When 13 British colonies cut loose they were using Spanish dollars. They then decided to mint their own copies, regrettably with Alexander Hamilton weighing a pile of worn dollars when setting weights so the US dollar was on the light side and most people preferred Spanish dollars (and later full-weight Mexican dollars) with conversions done with scales.

But until some former sterling area countries decimalised on a standard of 2 local dollars to one pound, all dollars in the world were derived from the Bohemian Joachimsthaler, via the Dutch lion dollar and the Spanish dollar.

It is one of those odd facts that the new Zimbabwe dollar, being derived from the US dollar last year, is now in that Bohemian-Dutch-Spanish group, rather than the old Commonwealth group of half pound where the original Zimbabwe dollar originated. Incidentally the Japanese Yen is also one of those derived Spanish dollar currencies, and collapsed as a result of World War 2. But it is now a strong international reserve currency although there are extra noughts when converting from US dollars.

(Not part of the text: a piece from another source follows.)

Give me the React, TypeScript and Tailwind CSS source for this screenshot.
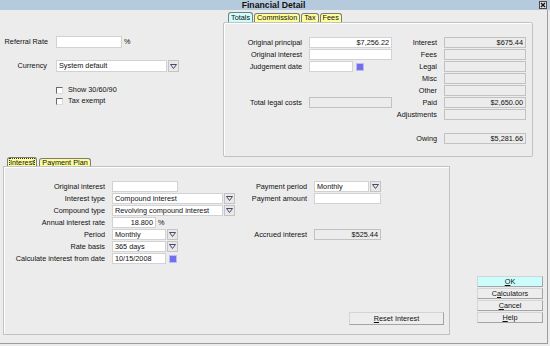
import React from 'react';

const Arrow = () => (
  <svg width="7" height="5" viewBox="0 0 7 5">
    <path d="M0.5 0.5 H6.5 L3.5 4.5 Z" fill="none" stroke="#4a4a66" strokeWidth="1" />
  </svg>
);

const Field = ({ className = '', value = '', disabled = false, left = false }: { className?: string; value?: string; disabled?: boolean; left?: boolean }) => (
  <div
    className={`h-[11px] flex items-center border ${disabled ? 'bg-[#ececec] border-[#c2c2c2]' : 'bg-white border-[#d2d2d2]'} ${left ? 'pl-[2px]' : 'justify-end pr-[2px]'} ${className}`}
  >
    {value}
  </div>
);

const Select = ({ className = '', value }: { className?: string; value: string }) => (
  <div className={`flex ${className}`}>
    <div className="flex-1 bg-white border border-[#d2d2d2] flex items-center pl-[2px]">{value}</div>
    <div className="w-[11px] ml-[1px] bg-[#e8e8e8] border border-[#c4c4c4] flex items-center justify-center">
      <Arrow />
    </div>
  </div>
);

const Cal = () => <div className="w-[8px] h-[8px] ml-[3px] bg-[#7070ec] border border-[#bcbcf2]" />;

const Label = ({ children }: { children?: React.ReactNode }) => (
  <div className="flex items-center justify-end whitespace-nowrap">{children}</div>
);

const Tab = ({ label, active, color, focus }: { label: string; active?: boolean; color: string; focus?: boolean }) => (
  <div
    className={`${active ? 'h-[10px]' : 'h-[9px] mt-[1px]'} px-[2px] border border-b-0 border-[#7c7c7c] rounded-t-[3px] flex items-center ${color}`}
  >
    {focus ? <span className="outline-1 outline-dotted outline-[#333]">{label}</span> : label}
  </div>
);

const Check = ({ label }: { label: string }) => (
  <div className="h-[8px] flex items-center gap-[5px]">
    <div className="w-[7px] h-[7px] bg-white border-t border-l border-[#6a6a6a] border-r border-b border-r-[#dcdcdc] border-b-[#dcdcdc]" />
    <span>{label}</span>
  </div>
);

const Btn = ({ children, className = '' }: { children: React.ReactNode; className?: string }) => (
  <div
    className={`flex items-center justify-center border border-[#d4d4d4] border-r-[#a4a4a4] border-b-[#a4a4a4] ${className}`}
  >
    {children}
  </div>
);

export default function App() {
  return (
    <div className="w-[550px] h-[346px] bg-[#ececec] overflow-hidden flex flex-col font-['Liberation_Sans',Arial,sans-serif] text-[7.3px] leading-none text-[#111]">
      {/* title bar */}
      <div className="h-[10px] bg-[#b6cade] flex items-center">
        <div className="flex-1" />
        <div className="font-bold text-[8.7px] text-[#111]">Financial Detail</div>
        <div className="flex-1 flex justify-end pr-[3px]">
          <div className="w-[8px] h-[8px] bg-[#e2e2e2] border border-[#4a4a4a] flex items-center justify-center">
            <svg width="6" height="6" viewBox="0 0 6 6">
              <path d="M1 1 L5 5 M5 1 L1 5" stroke="#111" strokeWidth="1.3" />
            </svg>
          </div>
        </div>
      </div>

      <div className="w-[548px] h-[334px] border-r border-b border-[#9c9c9c] flex flex-col">
        {/* top row */}
        <div className="flex h-[147px]">
          <div className="w-[223px] pt-[26px] flex flex-col">
            <div className="flex items-center h-[12px]">
              <div className="w-[48px] text-right">Referral Rate</div>
              <div className="ml-[8px] w-[66px] h-[12px] bg-white border border-[#d2d2d2]" />
              <span className="ml-[2px]">%</span>
            </div>
            <div className="flex items-center h-[12px] mt-[12px]">
              <div className="w-[47px] text-right">Currency</div>
              <Select className="ml-[9px] w-[123px] h-[12px]" value="System default" />
            </div>
            <div className="mt-[14px] ml-[56px] flex flex-col gap-[3px]">
              <Check label="Show 30/60/90" />
              <Check label="Tax exempt" />
            </div>
          </div>

          <div className="w-[310px] flex flex-col pt-[2px]">
            <div className="flex gap-[1px] pl-[5px] h-[10px]">
              <Tab label="Totals" active color="bg-[#cdfdfd]" />
              <Tab label="Commission" color="bg-[#fdfd9c]" />
              <Tab label="Tax" color="bg-[#fdfd9c]" />
              <Tab label="Fees" color="bg-[#fdfd9c]" />
            </div>
            <div className="flex-1 border border-[#c2c2c2] rounded-[2px] shadow-[inset_1px_1px_0_#fff] pt-[14px]">
              <div className="grid grid-cols-[78px_83px_38px_82px] gap-x-[7px] gap-y-[1px] auto-rows-[11px]">
                <Label>Original principal</Label>
                <Field value="$7,256.22" />
                <Label>Interest</Label>
                <Field disabled value="$675.44" />

                <Label>Original interest</Label>
                <Field />
                <Label>Fees</Label>
                <Field disabled />

                <Label>Judgement date</Label>
                <div className="flex items-center">
                  <Field className="w-[44px]" />
                  <Cal />
                </div>
                <Label>Legal</Label>
                <Field disabled />

                <div />
                <div />
                <Label>Misc</Label>
                <Field disabled />

                <div />
                <div />
                <Label>Other</Label>
                <Field disabled />

                <Label>Total legal costs</Label>
                <Field disabled />
                <Label>Paid</Label>
                <Field disabled value="$2,650.00" />

                <div />
                <div />
                <Label>Adjustments</Label>
                <Field disabled />

                <div />
                <div />
                <div />
                <div />

                <div />
                <div />
                <Label>Owing</Label>
                <Field disabled value="$5,281.66" />
              </div>
            </div>
          </div>
        </div>

        {/* bottom row */}
        <div className="flex flex-1">
          <div className="ml-[3px] w-[447px] flex flex-col">
            <div className="flex gap-[2px] pl-[4px] h-[9px]">
              <Tab label="Interest" active color="bg-[#fdfd9c]" focus />
              <Tab label="Payment Plan" color="bg-[#fdfd9c]" />
            </div>
            <div className="h-[169px] border border-[#c2c2c2] shadow-[inset_1px_1px_0_#fff] pt-[14px] pl-[1px] flex flex-col">
              <div className="grid grid-cols-[100px_123px_65px_67px] gap-x-[7px] gap-y-[1px] auto-rows-[11px]">
                <Label>Original interest</Label>
                <Field className="w-[66px]" />
                <Label>Payment period</Label>
                <Select className="h-[11px]" value="Monthly" />

                <Label>Interest type</Label>
                <Select className="h-[11px]" value="Compound interest" />
                <Label>Payment amount</Label>
                <Field />

                <Label>Compound type</Label>
                <Select className="h-[11px]" value="Revolving compound interest" />
                <div />
                <div />

                <Label>Annual interest rate</Label>
                <div className="flex items-center">
                  <Field className="w-[44px]" value="18.800" />
                  <span className="ml-[2px]">%</span>
                </div>
                <div />
                <div />

                <Label>Period</Label>
                <Select className="h-[11px] w-[66px]" value="Monthly" />
                <Label>Accrued interest</Label>
                <Field disabled value="$525.44" />

                <Label>Rate basis</Label>
                <Select className="h-[11px] w-[66px]" value="365 days" />
                <div />
                <div />

                <Label>Calculate interest from date</Label>
                <div className="flex items-center">
                  <Field className="w-[54px]" left value="10/15/2008" />
                  <Cal />
                </div>
                <div />
                <div />
              </div>
              <Btn className="mt-auto self-end mr-[5px] mb-[9px] w-[95px] h-[13px] bg-[#ededed]">
                <span><u>R</u>eset Interest</span>
              </Btn>
            </div>
          </div>

          <div className="ml-[27px] w-[66px] pt-[119px] flex flex-col gap-[1px]">
            <Btn className="h-[11px] bg-[#cbfdfd] border-[#a8c8c8]">
              <span><u>O</u>K</span>
            </Btn>
            <Btn className="h-[11px] bg-[#ededed]">
              <span>C<u>a</u>lculators</span>
            </Btn>
            <Btn className="h-[11px] bg-[#ededed]">
              <span><u>C</u>ancel</span>
            </Btn>
            <Btn className="h-[11px] bg-[#ededed]">
              <span><u>H</u>elp</span>
            </Btn>
          </div>
        </div>
      </div>
    </div>
  );
}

The point of all this digression is to show that there is nothing magical about an exchange rate with the rand, or the US dollar or any other currency. The exchange rate is set, in the end, by the fiscal and monetary policies of the territories in which the currencies circulate along with the production of goods and services in those countries. And in the 21st century exchange rates are set by supply and demand in official markets, or where these are not working, then unofficial markets. They are not set by vague feelings.

If you want something close to a real measure of the worth of any currency, then comparing money supply to GDP is a far more obvious starting point.